Only a number is wanted. Count the lines holding the string "components".

» **Entries with page source code**:
####################

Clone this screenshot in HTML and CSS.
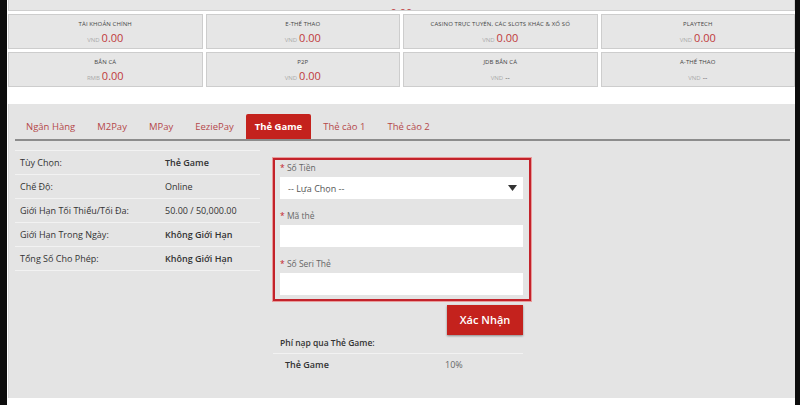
FILE: index.html
```html
<!DOCTYPE html>
<html lang="vi">
<head>
    <meta charset="UTF-8">
    <title>Nạp Tiền - Thẻ Game</title>
    <link rel="stylesheet" href="styles.css">
</head>
<body>
    <div class="page">
        <div class="total-card">
            <span class="total-amount">0.00</span>
        </div>

        <div class="wallets">
            <div class="wallet">
                <div class="wallet-name">TÀI KHOẢN CHÍNH</div>
                <div class="wallet-balance"><span class="cur">VND</span><span class="val">0.00</span></div>
            </div>
            <div class="wallet">
                <div class="wallet-name">E-THỂ THAO</div>
                <div class="wallet-balance"><span class="cur">VND</span><span class="val">0.00</span></div>
            </div>
            <div class="wallet">
                <div class="wallet-name">CASINO TRỰC TUYẾN, CÁC SLOTS KHÁC &amp; XỔ SỐ</div>
                <div class="wallet-balance"><span class="cur">VND</span><span class="val">0.00</span></div>
            </div>
            <div class="wallet">
                <div class="wallet-name">PLAYTECH</div>
                <div class="wallet-balance"><span class="cur">VND</span><span class="val">0.00</span></div>
            </div>
            <div class="wallet">
                <div class="wallet-name">BẮN CÁ</div>
                <div class="wallet-balance"><span class="cur">RMB</span><span class="val">0.00</span></div>
            </div>
            <div class="wallet">
                <div class="wallet-name">P2P</div>
                <div class="wallet-balance"><span class="cur">VND</span><span class="val">0.00</span></div>
            </div>
            <div class="wallet">
                <div class="wallet-name">JDB BẮN CÁ</div>
                <div class="wallet-balance"><span class="cur">VND</span><span class="dash">--</span></div>
            </div>
            <div class="wallet">
                <div class="wallet-name">A-THỂ THAO</div>
                <div class="wallet-balance"><span class="cur">VND</span><span class="dash">--</span></div>
            </div>
        </div>

        <div class="deposit">
            <ul class="tabs">
                <li>Ngân Hàng</li>
                <li>M2Pay</li>
                <li>MPay</li>
                <li>EeziePay</li>
                <li class="active">Thẻ Game</li>
                <li>Thẻ cào 1</li>
                <li>Thẻ cào 2</li>
            </ul>

            <div class="deposit-body">
                <table class="info">
                    <tr><td>Tùy Chọn:</td><td class="strong">Thẻ Game</td></tr>
                    <tr><td>Chế Độ:</td><td>Online</td></tr>
                    <tr><td>Giới Hạn Tối Thiểu/Tối Đa:</td><td>50.00 / 50,000.00</td></tr>
                    <tr><td>Giới Hạn Trong Ngày:</td><td class="strong">Không Giới Hạn</td></tr>
                    <tr><td>Tổng Số Cho Phép:</td><td class="strong">Không Giới Hạn</td></tr>
                </table>

                <div class="form-col">
                    <div class="card-form">
                        <label class="field-label"><span class="req">*</span> Số Tiền</label>
                        <div class="select">
                            <span>-- Lựa Chọn --</span>
                            <svg width="9" height="6" viewBox="0 0 9 6"><path d="M0 0h9L4.5 6z" fill="#333"/></svg>
                        </div>
                        <label class="field-label"><span class="req">*</span> Mã thẻ</label>
                        <div class="input"></div>
                        <label class="field-label"><span class="req">*</span> Số Seri Thẻ</label>
                        <div class="input"></div>
                    </div>

                    <div class="actions">
                        <a href="#" class="button">Xác Nhận</a>
                    </div>

                    <div class="fee-title">Phí nạp qua Thẻ Game:</div>
                    <div class="fee-row">
                        <span class="fee-name">Thẻ Game</span>
                        <span class="fee-value">10%</span>
                    </div>
                </div>
            </div>
        </div>
    </div>
</body>
</html>
```

FILE: styles.css
```css
body {
    margin: 0;
    background: #0d0d0d;
    font-family: 'Open Sans', 'Noto Sans', sans-serif;
    color: #333;
    height: 405px;
    overflow: hidden;
}
.page {
    margin: 0 5px 0 7px;
    background: #fff;
    height: 405px;
    padding: 0 0 0 1px;
}
.total-card {
    background: #e6e6e6;
    border: 1px solid #cfcfcf;
    border-top: none;
    height: 10px;
    overflow: hidden;
    text-align: center;
}
.total-amount {
    display: inline-block;
    margin-top: -6px;
    color: #c0393b;
    font-size: 11px;
    line-height: 12px;
}
.wallets {
    display: grid;
    grid-template-columns: repeat(4, 1fr);
    gap: 3px;
    padding-top: 3px;
}
.wallet {
    background: #e6e6e6;
    border: 1px solid #cdcdcd;
    height: 35px;
    text-align: center;
    box-sizing: border-box;
    padding-top: 5px;
}
.wallet-name {
    font-size: 6px;
    line-height: 9px;
    color: #444;
    letter-spacing: 0.1px;
}
.wallet-balance {
    line-height: 14px;
}
.cur {
    font-size: 6px;
    color: #aaa;
    margin-right: 2px;
}
.val {
    font-size: 11px;
    color: #c0393b;
}
.dash {
    font-size: 7px;
    color: #666;
}
.deposit {
    margin-top: 17px;
    background: #e4e4e4;
    border-left: 1px solid #d6d6d6;
    height: 294px;
    padding: 10px 5px 0 6px;
    box-sizing: border-box;
}
.tabs {
    list-style: none;
    margin: 0;
    padding: 0;
    display: flex;
    border-bottom: 2px solid #8c8c8c;
    height: 25px;
}
.tabs li {
    font-size: 9.5px;
    line-height: 25px;
    color: #b5484a;
    padding: 0 11px;
}
.tabs li.active {
    background: #c4221d;
    color: #fff;
    font-weight: 700;
    border-radius: 2px 2px 0 0;
    padding: 0 9px;
    margin: 0 1px;
}
.deposit-body {
    display: flex;
    gap: 13px;
    padding-top: 9px;
}
.info {
    width: 245px;
    border-collapse: collapse;
    align-self: flex-start;
    border-top: 1px solid #f2f2f2;
}
.info td {
    font-size: 9px;
    height: 23px;
    padding: 0 0 0 5px;
    border-bottom: 1px solid #f2f2f2;
    color: #333;
}
.info td:first-child {
    width: 140px;
}
.info td.strong {
    font-weight: 600;
}
.form-col {
    width: 258px;
    padding-top: 8px;
}
.card-form {
    border: 2px solid #c3222a;
    padding: 1px 6px 4px 5px;
    box-shadow: 0 0 0 1px #e89a9a;
}
.field-label {
    display: block;
    font-size: 8.5px;
    line-height: 14px;
    color: #666;
    height: 16px;
}
.req {
    color: #c3222a;
}
.select,
.input {
    background: #fff;
    height: 22px;
    margin-bottom: 10px;
}
.input:last-child {
    margin-bottom: 0;
}
.select {
    display: flex;
    justify-content: space-between;
    align-items: center;
    padding: 0 6px 0 8px;
    font-size: 9px;
    color: #555;
}
.actions {
    display: flex;
    justify-content: flex-end;
    padding: 4px 8px 0 0;
}
.button {
    display: inline-block;
    background: #c4221d;
    color: #fff;
    text-decoration: none;
    font-size: 11px;
    font-weight: 600;
    width: 76px;
    line-height: 30px;
    text-align: center;
    box-shadow: 0 1px 2px rgba(0,0,0,0.4);
}
.fee-title {
    font-size: 8.5px;
    font-weight: 600;
    padding: 2px 0 5px 7px;
    border-bottom: 1px solid #f2f2f2;
    margin-right: 8px;
}
.fee-row {
    display: flex;
    font-size: 9px;
    padding: 4px 0 0 12px;
}
.fee-name {
    width: 160px;
    font-weight: 600;
}
.fee-value {
    color: #666;
}
```
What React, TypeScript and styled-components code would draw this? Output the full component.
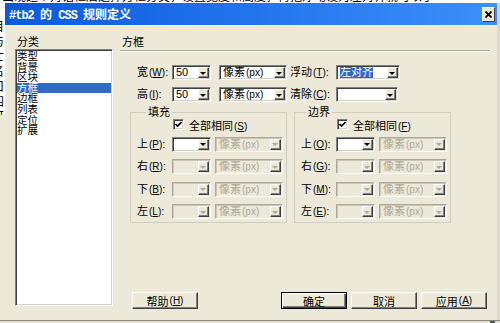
import React from "react";
import styled, { createGlobalStyle } from "styled-components";

const GlobalStyle = createGlobalStyle`
  html, body {
    margin: 0;
    padding: 0;
    background: #fff;
  }
  body {
    font-family: "Liberation Sans", "Noto Sans CJK SC", sans-serif;
    font-size: 11px;
    color: #000;
  }
`;

const Page = styled.div`
  width: 500px;
  height: 323px;
  overflow: hidden;
  display: flex;
  flex-direction: column;
  background: #ece9d8;
`;

const TopStrip = styled.div`
  flex: none;
  height: 3px;
  overflow: hidden;
  background: #fff;
`;

const TopStripText = styled.div`
  margin-top: -10px;
  padding-left: 2px;
  white-space: nowrap;
  font-family: "Noto Sans CJK SC", sans-serif;
  font-size: 12px;
  line-height: 12px;
`;

const Middle = styled.div`
  flex: none;
  height: 317px;
  display: flex;
`;

const LeftStrip = styled.div`
  flex: none;
  width: 5px;
  display: flex;
  flex-direction: column;
`;

const LeftStripText = styled.div`
  height: 112px;
  overflow: hidden;
  background: #fff;
  font-family: "Noto Sans CJK SC", sans-serif;
  font-size: 12px;
  line-height: 15px;
  & > div {
    margin-left: -8px;
  }
`;

const Dialog = styled.div`
  flex: none;
  width: 492px;
  display: flex;
  flex-direction: column;
  background: #ece9d8;
  border-right: 3px solid #dcd9cb;
`;

const TitleBar = styled.div`
  flex: none;
  height: 22px;
  display: flex;
  align-items: center;
  justify-content: space-between;
  padding: 0 2px 0 4px;
  background: linear-gradient(to right, #0a5adb 0%, #2577ee 55%, #3c90f9 100%);
  border-bottom: 1px solid #f6f5ef;
`;

const Title = styled.span`
  color: #fff;
  font-family: "Liberation Mono", monospace;
  font-weight: bold;
  font-size: 12px;
  letter-spacing: -1px;
  white-space: nowrap;
`;

const TitleCjk = styled.span`
  font-family: "Noto Sans CJK SC", sans-serif;
  letter-spacing: 0;
`;

const CloseButton = styled.div`
  width: 13px;
  height: 15px;
  box-sizing: border-box;
  background: #ece9d8;
  border: 1px solid;
  border-color: #fff #404040 #404040 #fff;
  display: flex;
  align-items: center;
  justify-content: center;
`;

const Body = styled.div`
  flex: 1;
  display: flex;
  gap: 7px;
  padding: 11px 7px 0 10px;
`;

const LeftColumn = styled.div`
  flex: none;
  width: 98px;
  display: flex;
  flex-direction: column;
`;

const SectionLabel = styled.div`
  height: 11px;
  line-height: 11px;
  padding-left: 2px;
  white-space: nowrap;
`;

const CategoryList = styled.div`
  margin-top: 1px;
  height: 257px;
  box-sizing: border-box;
  background: #fff;
  border: 1px solid;
  border-color: #808080 #fff #fff #808080;
  box-shadow: inset 1px 1px 0 #404040, inset -1px -1px 0 #d4d0c8;
  padding: 1px;
`;

const CategoryItem = styled.div<{ $selected?: boolean }>`
  height: 10.6px;
  line-height: 10.6px;
  font-size: 10.5px;
  white-space: nowrap;
  overflow: hidden;
  background: ${(p) => (p.$selected ? "#316ac5" : "transparent")};
  color: ${(p) => (p.$selected ? "#fff" : "#000")};
`;

const RightColumn = styled.div`
  flex: none;
  width: 370px;
  display: flex;
  flex-direction: column;
`;

const Separator = styled.div`
  margin-top: 2px;
  border-top: 1px solid #aca899;
  border-bottom: 1px solid #fff;
`;

const FormRow = styled.div<{ $top: number }>`
  display: flex;
  align-items: center;
  height: 15px;
  margin-top: ${(p) => p.$top}px;
  padding-left: 17px;
`;

const Caption = styled.span<{ $w: number; $ml?: number }>`
  flex: none;
  width: ${(p) => p.$w}px;
  margin-left: ${(p) => p.$ml ?? 0}px;
  white-space: nowrap;
  line-height: 15px;
`;

const Acc = styled.span`
  font-family: "Liberation Sans", sans-serif;
  font-size: 10px;
  margin-left: 1px;
`;

const Combo = styled.div<{ $w: number; $ml?: number; $disabled?: boolean }>`
  flex: none;
  width: ${(p) => p.$w}px;
  height: 15px;
  margin-left: ${(p) => p.$ml ?? 0}px;
  box-sizing: border-box;
  display: flex;
  padding: 1px;
  border: 1px solid;
  border-color: ${(p) => (p.$disabled ? "#aca899 #fff #fff #aca899" : "#808080 #fff #fff #808080")};
  box-shadow: ${(p) =>
    p.$disabled
      ? "inset 1px 1px 0 #c9c6b8, inset -1px -1px 0 #ece9d8"
      : "inset 1px 1px 0 #404040, inset -1px -1px 0 #d4d0c8"};
  background: ${(p) => (p.$disabled ? "#ece9d8" : "#fff")};
`;

const ComboText = styled.div<{ $disabled?: boolean }>`
  flex: 1;
  min-width: 0;
  overflow: hidden;
  white-space: nowrap;
  line-height: 11px;
  padding-left: 2px;
  color: ${(p) => (p.$disabled ? "#aca899" : "#000")};
`;

const Highlight = styled.span`
  background: #316ac5;
  color: #fff;
`;

const DropButton = styled.div<{ $disabled?: boolean }>`
  flex: none;
  width: 11px;
  box-sizing: border-box;
  background: #ece9d8;
  border: 1px solid;
  border-color: #fff #404040 #404040 #fff;
  box-shadow: inset -1px -1px 0 #808080;
  display: flex;
  align-items: center;
  justify-content: center;
  &::after {
    content: "";
    width: 0;
    height: 0;
    margin: 1px 1px 0 0;
    border-left: 3px solid transparent;
    border-right: 3px solid transparent;
    border-top: 3px solid ${(p) => (p.$disabled ? "#aca899" : "#000")};
  }
`;

const Groups = styled.div`
  display: flex;
  gap: 7px;
  margin-top: 10px;
  padding-left: 10px;
`;

const Group = styled.div`
  flex: none;
  width: 157px;
  box-sizing: border-box;
  padding: 0 0 3px 6px;
  border: 1px solid #d0cdbe;
`;

const Legend = styled.div<{ $offset: number }>`
  width: fit-content;
  height: 11px;
  margin: -6px 0 0 ${(p) => p.$offset}px;
  padding: 0 2px;
  line-height: 11px;
  background: #ece9d8;
`;

const CheckRow = styled.div<{ $indent: number }>`
  display: flex;
  align-items: center;
  height: 13px;
  padding-left: ${(p) => p.$indent}px;
  gap: 5px;
  white-space: nowrap;
`;

const CheckBox = styled.span`
  flex: none;
  width: 11px;
  height: 11px;
  box-sizing: border-box;
  background: #fff;
  border: 1px solid;
  border-color: #808080 #fff #fff #808080;
  box-shadow: inset 1px 1px 0 #404040, inset -1px -1px 0 #d4d0c8;
  display: flex;
  align-items: center;
  justify-content: center;
`;

const GroupRows = styled.div`
  display: flex;
  flex-direction: column;
  gap: 7.5px;
  margin-top: 5.5px;
`;

const GroupRow = styled.div`
  display: flex;
  align-items: center;
  height: 15px;
`;

const ButtonRow = styled.div`
  display: flex;
  gap: 4px;
  margin-top: 69px;
  padding: 0 3px 0 12px;
`;

const Spacer = styled.div`
  flex: 1;
`;

const Button = styled.div<{ $default?: boolean }>`
  flex: none;
  width: 66px;
  height: 17px;
  box-sizing: border-box;
  display: flex;
  align-items: center;
  justify-content: center;
  white-space: nowrap;
  background: #ece9d8;
  border: 1px solid;
  border-color: ${(p) => (p.$default ? "#000" : "#fff #404040 #404040 #fff")};
  box-shadow: ${(p) =>
    p.$default
      ? "inset 1px 1px 0 #fff, inset -1px -1px 0 #404040, inset -2px -2px 0 #808080"
      : "inset -1px -1px 0 #808080"};
`;

const BottomStrip = styled.div`
  flex: none;
  height: 3px;
  box-sizing: border-box;
  border-top: 1px solid #8a877a;
  background: #e4e1d4;
  display: flex;
  justify-content: flex-end;
  padding-right: 5px;
`;

const ScrollBit = styled.div`
  width: 5px;
  background: #5a5a5a;
`;

type Acc = { text: string; k: string };

const Label = ({ text, k }: Acc) => (
  <>
    {text}
    <Acc>
      (<u>{k}</u>)
    </Acc>
    :
  </>
);

const ComboBox = ({
  w,
  ml,
  disabled,
  children,
}: {
  w: number;
  ml?: number;
  disabled?: boolean;
  children?: React.ReactNode;
}) => (
  <Combo $w={w} $ml={ml} $disabled={disabled}>
    <ComboText $disabled={disabled}>{children}</ComboText>
    <DropButton $disabled={disabled} />
  </Combo>
);

const Unit = () => (
  <>
    像素<Acc>(px)</Acc>
  </>
);

const categories = ["类型", "背景", "区块", "方框", "边框", "列表", "定位", "扩展"];

const padding = [
  { text: "上", k: "P" },
  { text: "右", k: "R" },
  { text: "下", k: "B" },
  { text: "左", k: "L" },
];

const margin = [
  { text: "上", k: "O" },
  { text: "右", k: "G" },
  { text: "下", k: "M" },
  { text: "左", k: "E" },
];

const BoxGroup = ({
  title,
  offset,
  checkKey,
  rows,
}: {
  title: string;
  offset: number;
  checkKey: string;
  rows: Acc[];
}) => (
  <Group>
    <Legend $offset={offset}>{title}</Legend>
    <CheckRow $indent={36}>
      <CheckBox>
        <svg width="7" height="7" viewBox="0 0 7 7">
          <path d="M0.5 3 L2.5 5 L6.5 1" fill="none" stroke="#000" strokeWidth="1.6" />
        </svg>
      </CheckBox>
      <span>
        全部相同
        <Acc>
          (<u>{checkKey}</u>)
        </Acc>
      </span>
    </CheckRow>
    <GroupRows>
      {rows.map((r, i) => (
        <GroupRow key={r.k}>
          <Caption $w={35}>
            <Label text={r.text} k={r.k} />
          </Caption>
          <ComboBox w={39} disabled={i > 0} />
          <ComboBox w={68} ml={4} disabled>
            <Unit />
          </ComboBox>
        </GroupRow>
      ))}
    </GroupRows>
  </Group>
);

const App = () => {
  return (
    <Page>
      <GlobalStyle />
      <TopStrip>
        <TopStripText>
          出现这个对话框后选择方框分类，设置宽度和高度，再把浮动设为左对齐就可以了
        </TopStripText>
      </TopStrip>
      <Middle>
        <LeftStrip>
          <LeftStripText>
            {["？", "目", "与", "亡", "名", "口", "四", "可"].map((c, i) => (
              <div key={i}>{c}</div>
            ))}
          </LeftStripText>
        </LeftStrip>
        <Dialog>
          <TitleBar>
            <Title>
              #tb2 <TitleCjk>的</TitleCjk> CSS <TitleCjk>规则定义</TitleCjk>
            </Title>
            <CloseButton>
              <svg width="7" height="7" viewBox="0 0 7 7">
                <path d="M0.5 0.5 L6.5 6.5 M6.5 0.5 L0.5 6.5" stroke="#000" strokeWidth="1.8" />
              </svg>
            </CloseButton>
          </TitleBar>
          <Body>
            <LeftColumn>
              <SectionLabel>分类</SectionLabel>
              <CategoryList>
                {categories.map((c) => (
                  <CategoryItem key={c} $selected={c === "方框"}>
                    {c}
                  </CategoryItem>
                ))}
              </CategoryList>
            </LeftColumn>
            <RightColumn>
              <SectionLabel>方框</SectionLabel>
              <Separator />
              <FormRow $top={13}>
                <Caption $w={35}>
                  <Label text="宽" k="W" />
                </Caption>
                <ComboBox w={39}>50</ComboBox>
                <ComboBox w={68} ml={8}>
                  <Unit />
                </ComboBox>
                <Caption $w={46} $ml={3}>
                  <Label text="浮动" k="T" />
                </Caption>
                <ComboBox w={64}>
                  <Highlight>左对齐</Highlight>
                </ComboBox>
              </FormRow>
              <FormRow $top={7}>
                <Caption $w={35}>
                  <Label text="高" k="I" />
                </Caption>
                <ComboBox w={39}>50</ComboBox>
                <ComboBox w={68} ml={8}>
                  <Unit />
                </ComboBox>
                <Caption $w={46} $ml={3}>
                  <Label text="清除" k="C" />
                </Caption>
                <ComboBox w={62} />
              </FormRow>
              <Groups>
                <BoxGroup title="填充" offset={9} checkKey="S" rows={padding} />
                <BoxGroup title="边界" offset={5} checkKey="F" rows={margin} />
              </Groups>
              <ButtonRow>
                <Button>
                  帮助<Acc>(<u>H</u>)</Acc>
                </Button>
                <Spacer />
                <Button $default>确定</Button>
                <Button>取消</Button>
                <Button>
                  应用<Acc>(<u>A</u>)</Acc>
                </Button>
              </ButtonRow>
            </RightColumn>
          </Body>
        </Dialog>
      </Middle>
      <BottomStrip>
        <ScrollBit />
      </BottomStrip>
    </Page>
  );
};

export default App;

####################

» **Result of this task**:
2